それは違うよ、文七くん


2023年8月、灼熱の秋葉原で開催された落語会で季節外れの「文七元結」を聞いた。ここで、僕が長年抱き続けてきた文七くんと長兵衛さんに対して感じていたわだかまりが溶けてなくなった。高座の主は立川談笑さん、「令和版 現代落語論」の著者だ。
僕は2005年に放送された宮藤官九郎の傑作ドラマ「タイガーアンドドラゴン」以来の落語ファンなのだけど、寄席や落語会に通うわけではなく、散歩中や電車に乗りながら、過去の名人の音源を聞くだけのライトな落語ファンだ。
好きな落語家は、志ん朝や談志、桂米朝、桂枝雀といった名人達で、現役の落語家のことはほとんど何も知らない。僕にとって落語は、イヤホンを通じて聴く話芸であり、ライブで楽しむエンタメではなかった。生鮮食品ではなく冷凍食品を味わう感覚に近いかも知れない。安定感は抜群だけど、そこに新たな出会いやスリルは全くない。

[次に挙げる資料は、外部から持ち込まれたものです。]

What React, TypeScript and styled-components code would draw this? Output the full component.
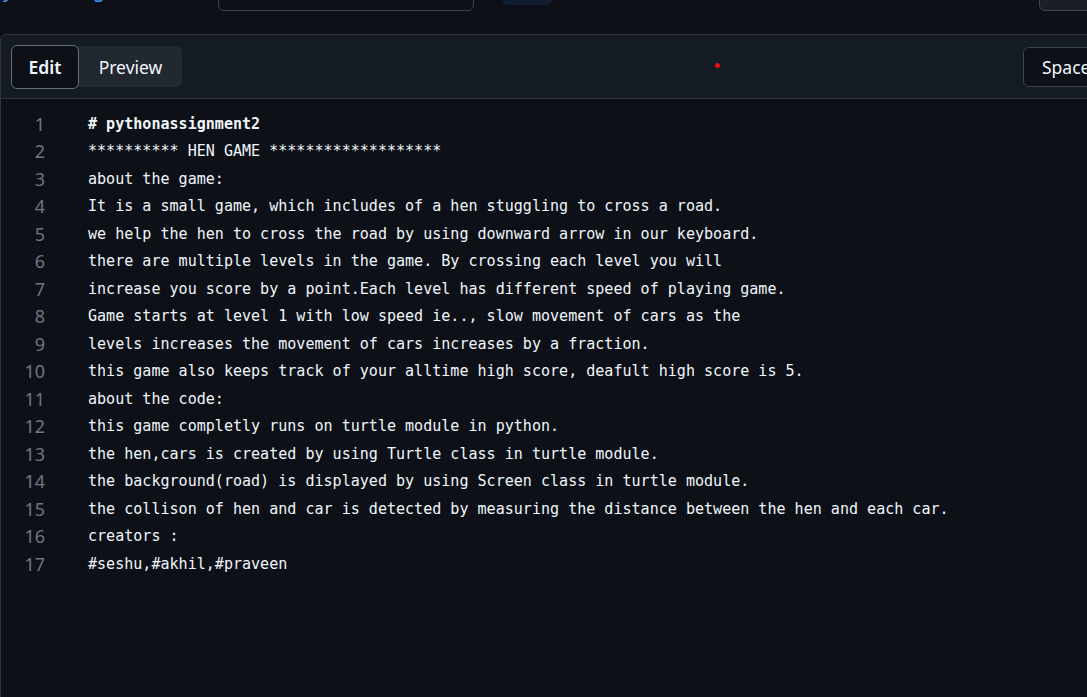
import React from "react";
import styled, { createGlobalStyle } from "styled-components";

const Global = createGlobalStyle`
  html, body { margin: 0; padding: 0; background: #0d1117; overflow: hidden; }
  body { width: 1087px; height: 697px; font-family: "Noto Sans", "Liberation Sans", sans-serif; color: #e6edf3; }
`;

const Page = styled.div`
  width: 1087px;
  height: 697px;
  overflow: hidden;
  background: #0d1117;
`;

const TopBar = styled.div`
  height: 34px;
  overflow: hidden;
`;

const TopRow = styled.div`
  display: flex;
  align-items: flex-start;
  margin-top: -22px;
  margin-left: -9px;
  width: 1300px;
`;

const Crumb = styled.span`
  font-size: 20px;
  line-height: 24px;
  color: #4493f8;
  white-space: nowrap;
`;

const FileInput = styled.div`
  box-sizing: border-box;
  width: 256px;
  height: 33px;
  border: 1px solid #3d444d;
  border-radius: 6px;
  background: #0d1117;
  margin-left: 27px;
`;

const BranchLabel = styled.div`
  width: 50px;
  height: 27px;
  border-radius: 6px;
  background: #121d2f;
  margin-left: 28px;
`;

const CancelButton = styled.div`
  box-sizing: border-box;
  width: 140px;
  height: 33px;
  border: 1px solid #3d444d;
  border-radius: 6px;
  background: #1a1f26;
  margin-left: 487px;
`;

const Panel = styled.div`
  box-sizing: border-box;
  width: 1200px;
  height: 700px;
  border: 1px solid #30363d;
  border-radius: 6px 6px 0 0;
  background: #0d1117;
`;

const Header = styled.div`
  position: relative;
  display: flex;
  align-items: center;
  height: 63px;
  padding: 0 10px;
  background: #151b23;
  border-bottom: 1px solid #30363d;
  border-radius: 6px 6px 0 0;
`;

const Tabs = styled.div`
  display: flex;
  align-items: center;
  height: 41px;
  width: 171px;
  background: #212830;
  border-radius: 6px;
`;

const Tab = styled.div<{ $active?: boolean }>`
  box-sizing: border-box;
  display: flex;
  align-items: center;
  justify-content: center;
  height: ${(p) => (p.$active ? "44px" : "41px")};
  width: ${(p) => (p.$active ? "68px" : "103px")};
  font-size: 17.5px;
  font-weight: ${(p) => (p.$active ? 600 : 400)};
  color: #f0f6fc;
  background: ${(p) => (p.$active ? "#0d1117" : "transparent")};
  border: ${(p) => (p.$active ? "1px solid #656c76" : "none")};
  border-radius: 6px;
`;

const RedDot = styled.span`
  position: absolute;
  left: 714px;
  top: 28px;
  width: 5px;
  height: 5px;
  border-radius: 50%;
  background: #e5100f;
`;

const SelectButton = styled.div`
  box-sizing: border-box;
  display: flex;
  align-items: center;
  height: 40px;
  padding: 0 18px;
  margin-left: 841px;
  border: 1px solid #3d444d;
  border-radius: 6px;
  background: #0d1117;
  font-size: 17.5px;
  color: #f0f6fc;
  white-space: nowrap;
`;

const Editor = styled.div`
  padding-top: 11px;
`;

const Line = styled.div`
  display: flex;
  height: 27.5px;
  align-items: center;
`;

const LineNo = styled.span`
  width: 44px;
  text-align: right;
  font-family: "Noto Sans", "Liberation Sans", sans-serif;
  font-size: 18px;
  color: #6e7681;
  flex: none;
`;

const Code = styled.span<{ $bold?: boolean }>`
  margin-left: 43px;
  font-family: "DejaVu Sans Mono", "Liberation Mono", monospace;
  font-size: 15.05px;
  font-weight: ${(p) => (p.$bold ? 700 : 400)};
  color: #f0f6fc;
  white-space: pre;
`;

const lines = [
  "# pythonassignment2",
  "********** HEN GAME *******************",
  "about the game:",
  "It is a small game, which includes of a hen stuggling to cross a road.",
  "we help the hen to cross the road by using downward arrow in our keyboard.",
  "there are multiple levels in the game. By crossing each level you will",
  "increase you score by a point.Each level has different speed of playing game.",
  "Game starts at level 1 with low speed ie.., slow movement of cars as the",
  "levels increases the movement of cars increases by a fraction.",
  "this game also keeps track of your alltime high score, deafult high score is 5.",
  "about the code:",
  "this game completly runs on turtle module in python.",
  "the hen,cars is created by using Turtle class in turtle module.",
  "the background(road) is displayed by using Screen class in turtle module.",
  "the collison of hen and car is detected by measuring the distance between the hen and each car.",
  "creators :",
  "#seshu,#akhil,#praveen",
];

export default function App() {
  return (
    <Page>
      <Global />
      <TopBar>
        <TopRow>
          <Crumb>pythonassignment2 /</Crumb>
          <FileInput />
          <BranchLabel />
          <CancelButton />
        </TopRow>
      </TopBar>
      <Panel>
        <Header>
          <Tabs>
            <Tab $active>Edit</Tab>
            <Tab>Preview</Tab>
          </Tabs>
          <RedDot />
          <SelectButton>Spaces</SelectButton>
        </Header>
        <Editor>
          {lines.map((l, i) => (
            <Line key={i}>
              <LineNo>{i + 1}</LineNo>
              <Code $bold={i === 0}>{l}</Code>
            </Line>
          ))}
        </Editor>
      </Panel>
    </Page>
  );
}
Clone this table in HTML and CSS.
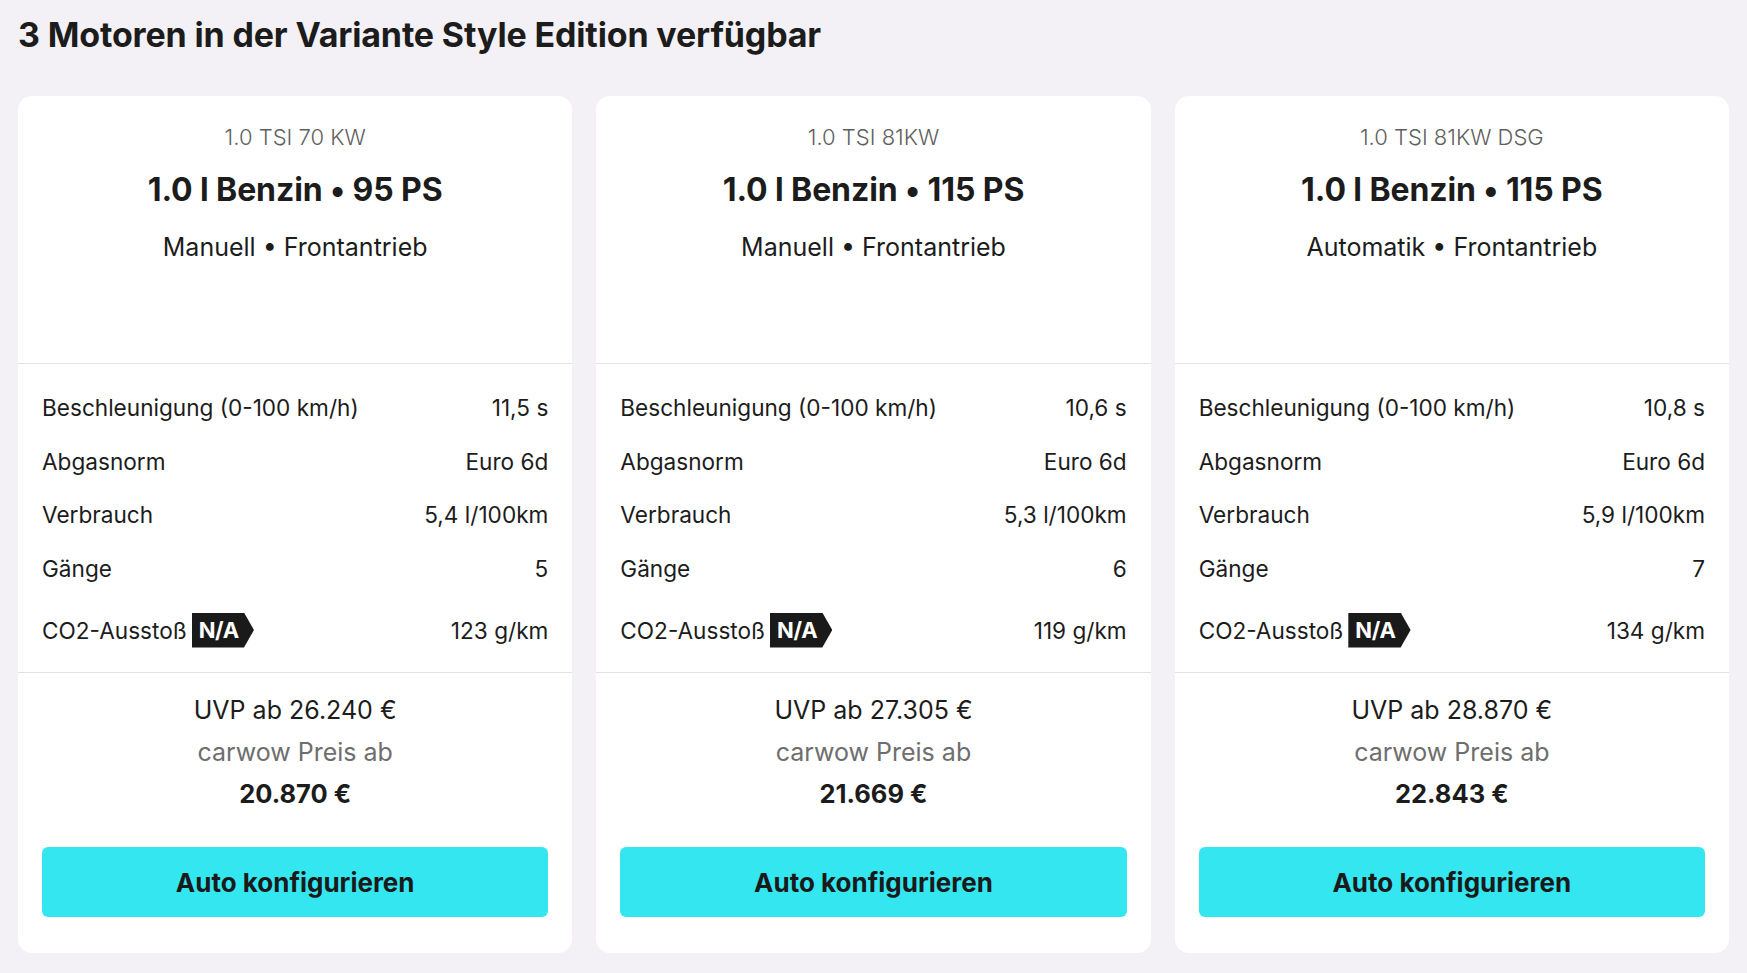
FILE: index.html
```html
<!DOCTYPE html>
<html lang="de">
<head>
    <meta charset="UTF-8">
    <title>Motoren - Style Edition</title>
    <link rel="stylesheet" href="styles.css">
</head>
<body>
    <div class="page">
        <h1>3 Motoren in der Variante Style Edition verfügbar</h1>

        <div class="cards">
            <div class="card">
                <div class="card-head">
                    <div class="engine-code">1.0 TSI 70 KW</div>
                    <div class="engine-title">1.0 l Benzin • 95 PS</div>
                    <div class="engine-drive">Manuell • Frontantrieb</div>
                </div>
                <div class="specs">
                    <div class="spec-row"><span>Beschleunigung (0-100 km/h)</span><span>11,5 s</span></div>
                    <div class="spec-row"><span>Abgasnorm</span><span>Euro 6d</span></div>
                    <div class="spec-row"><span>Verbrauch</span><span>5,4 l/100km</span></div>
                    <div class="spec-row"><span>Gänge</span><span>5</span></div>
                    <div class="spec-row co2"><span class="co2-label">CO2-Ausstoß <span class="badge">N/A</span></span><span>123 g/km</span></div>
                </div>
                <div class="pricing">
                    <div class="uvp">UVP ab 26.240 €</div>
                    <div class="price-label">carwow Preis ab</div>
                    <div class="price">20.870 €</div>
                    <button class="cta">Auto konfigurieren</button>
                </div>
            </div>

            <div class="card">
                <div class="card-head">
                    <div class="engine-code">1.0 TSI 81KW</div>
                    <div class="engine-title">1.0 l Benzin • 115 PS</div>
                    <div class="engine-drive">Manuell • Frontantrieb</div>
                </div>
                <div class="specs">
                    <div class="spec-row"><span>Beschleunigung (0-100 km/h)</span><span>10,6 s</span></div>
                    <div class="spec-row"><span>Abgasnorm</span><span>Euro 6d</span></div>
                    <div class="spec-row"><span>Verbrauch</span><span>5,3 l/100km</span></div>
                    <div class="spec-row"><span>Gänge</span><span>6</span></div>
                    <div class="spec-row co2"><span class="co2-label">CO2-Ausstoß <span class="badge">N/A</span></span><span>119 g/km</span></div>
                </div>
                <div class="pricing">
                    <div class="uvp">UVP ab 27.305 €</div>
                    <div class="price-label">carwow Preis ab</div>
                    <div class="price">21.669 €</div>
                    <button class="cta">Auto konfigurieren</button>
                </div>
            </div>

            <div class="card">
                <div class="card-head">
                    <div class="engine-code">1.0 TSI 81KW DSG</div>
                    <div class="engine-title">1.0 l Benzin • 115 PS</div>
                    <div class="engine-drive">Automatik • Frontantrieb</div>
                </div>
                <div class="specs">
                    <div class="spec-row"><span>Beschleunigung (0-100 km/h)</span><span>10,8 s</span></div>
                    <div class="spec-row"><span>Abgasnorm</span><span>Euro 6d</span></div>
                    <div class="spec-row"><span>Verbrauch</span><span>5,9 l/100km</span></div>
                    <div class="spec-row"><span>Gänge</span><span>7</span></div>
                    <div class="spec-row co2"><span class="co2-label">CO2-Ausstoß <span class="badge">N/A</span></span><span>134 g/km</span></div>
                </div>
                <div class="pricing">
                    <div class="uvp">UVP ab 28.870 €</div>
                    <div class="price-label">carwow Preis ab</div>
                    <div class="price">22.843 €</div>
                    <button class="cta">Auto konfigurieren</button>
                </div>
            </div>
        </div>
    </div>
</body>
</html>
```

FILE: styles.css
```css
body {
    margin: 0;
    background: #f3f1f6;
    font-family: Inter, Roboto, "Liberation Sans", sans-serif;
    color: #1c1c1c;
}
.page {
    padding: 14px 18px 20px;
}
h1 {
    margin: 0 0 41px;
    font-size: 34px;
    line-height: 41px;
    font-weight: 700;
    letter-spacing: -0.15px;
}
.cards {
    display: grid;
    grid-template-columns: repeat(3, 1fr);
    gap: 24px;
}
.card {
    background: #fff;
    border-radius: 14px;
    overflow: hidden;
}
.card-head {
    height: 268px;
    box-sizing: border-box;
    padding-top: 27px;
    text-align: center;
    border-bottom: 1px solid #e3e1e7;
}
.engine-code {
    font-size: 22px;
    line-height: 28px;
    font-weight: 300;
    color: #5f5f5f;
}
.engine-title {
    margin-top: 19px;
    font-size: 32px;
    line-height: 40px;
    font-weight: 700;
    letter-spacing: -0.1px;
}
.engine-drive {
    margin-top: 21px;
    font-size: 25px;
    line-height: 32px;
}
.specs {
    padding: 17px 24px 7px;
    border-bottom: 1px solid #e3e1e7;
}
.spec-row {
    display: flex;
    justify-content: space-between;
    align-items: center;
    height: 53.5px;
    font-size: 22.6px;
}
.spec-row.co2 {
    height: 70px;
}
.co2-label {
    display: flex;
    align-items: center;
    gap: 5px;
}
.badge {
    display: inline-block;
    height: 35px;
    line-height: 35px;
    padding: 0 15px 0 7px;
    background: #1a1a1a;
    color: #fff;
    font-weight: 700;
    font-size: 22px;
    letter-spacing: -0.3px;
    clip-path: polygon(0 0, 84% 0, 100% 50%, 84% 100%, 0 100%);
}
.pricing {
    padding: 16px 24px 36px;
    text-align: center;
    font-size: 25px;
    line-height: 42px;
}
.price-label {
    color: #6e6e6e;
}
.price {
    font-weight: 700;
    font-size: 25.5px;
}
.cta {
    display: block;
    width: 100%;
    height: 70px;
    margin-top: 32px;
    border: none;
    border-radius: 6px;
    background: #33e6f0;
    color: #1a1a1a;
    font-family: inherit;
    font-size: 26px;
    font-weight: 700;
    cursor: pointer;
}
```
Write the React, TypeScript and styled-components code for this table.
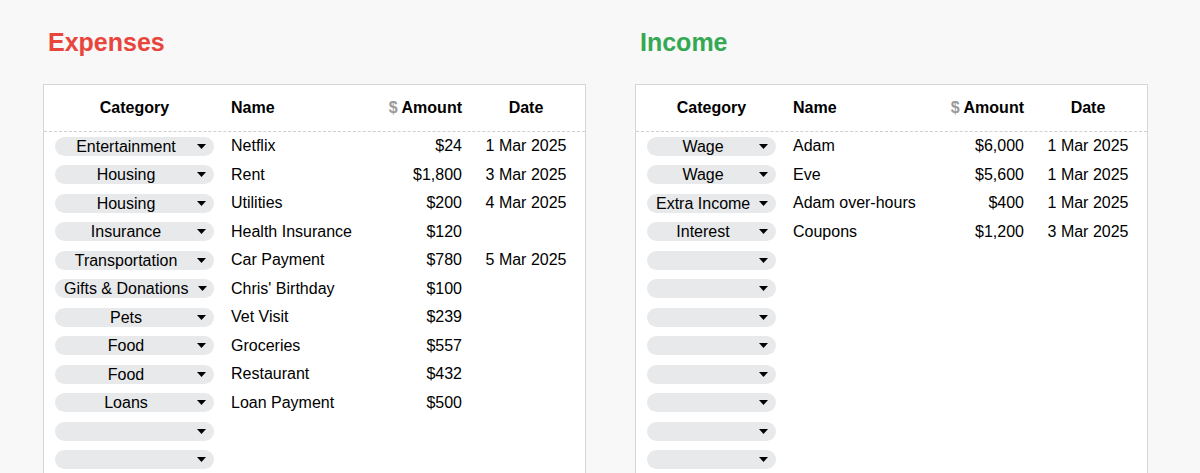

いつだって、志ん朝が演じる「唐茄子屋」の叔父さんは厳しくて優しいし、談志の「らくだ」にでてくる乱暴者と屑屋の奇妙な連帯感は最高だし、米朝の「百年目」の番頭さんの苦悩にはちょっと共感するし、枝雀の「床屋」の旦那はどこまでもチャーミングだ。もちろん同じ話を何回聴いても楽しめるというのは、落語の大きな魅力の一つであり、名人の技術の証だと思う。ただ、談笑さんが大汗をかきながら熱演する「文七元詰」をライブで体験して、落語というのは固定的なコンテンツではなくもっとダイナミックでスリリングなエンタメということを発見した。そう、聴くというよりは体験するという感覚なのだ。
話を「文七元結」に戻そう。僕は特に志ん朝の噺が好きで、年末になると好んで聞いてきた。佐野槌の女将さんが最高で、何回聞いても彼女の説教が心に沁みるのだ。
ただ、この傑作落語を聞くたびに喉に小骨が引っかかったような気持ちも感じていた。なぜかというと、僕はお久と同じくらいの娘がいて、父親の立場からすると、見ず知らずの人を助けるために断りもなく自分の子供を売るという判断にどうしても納得がいかないのだ。もちろん古典落語だから今と価値観が違うのは当たり前なのだけど、それだけは片付けられない感情が湧いてくる。「長兵衛さん、子供はあんたの持ち物じゃないよ」とか「江戸っ子のメンツってそんなに大事か?」と問い詰めたくなる。それから、文七君にも言いたいことがあって、「君ねえ、お金のことで死んで侘びをいれるという手段は、あまりにも短絡的で想像力が足りないじゃないか?それで死んだら周りの人めちゃくちゃ迷惑よ」と説教の一つもしたくなる。
もちろん過去の名人の演じ方にも工夫はあって、お久は死ぬわけじゃないからとか文七の思いつめやすい性格なんかがとても上手に表現されているのだけど、それでもやっぱりわだかまりは残ってしまう。
こうやってわだかまりを抱えたまま「文七」を聴き続けてきたのだけど、灼熱の秋葉原で談笑師匠の高座を聞いて、さらにこの本の解説を読むと、20年近く喉に刺さっていた小骨が実にすっと取れたのだ。長兵衛さんと文七くんの判断が間違っていることに変わりはないのだけど、ちょっと気持ちは分かるよというように。
談笑さんの取り組みは、古典の魅力はそのままに現代に生きる我々の気持ちもケアして自然に楽しめるようにするという工夫だと思うのだけど、その辺が実に丁寧に工夫されていて、スっと共感できるようになるのだ。
不思議なことに、談笑さんの高座を体験してから、改めて談志と志ん朝の文七を聞いてみたのだけど、オリジナルの噺を聞いても違和感が減っている気がした。オリジナル版でも20年越しに二人の気持ちがちょっと理解できたような気になったのだ。
というわけで、たまには寄席や落語会に行ってみようかな。まだまだ新しい発見があるかもしれないし。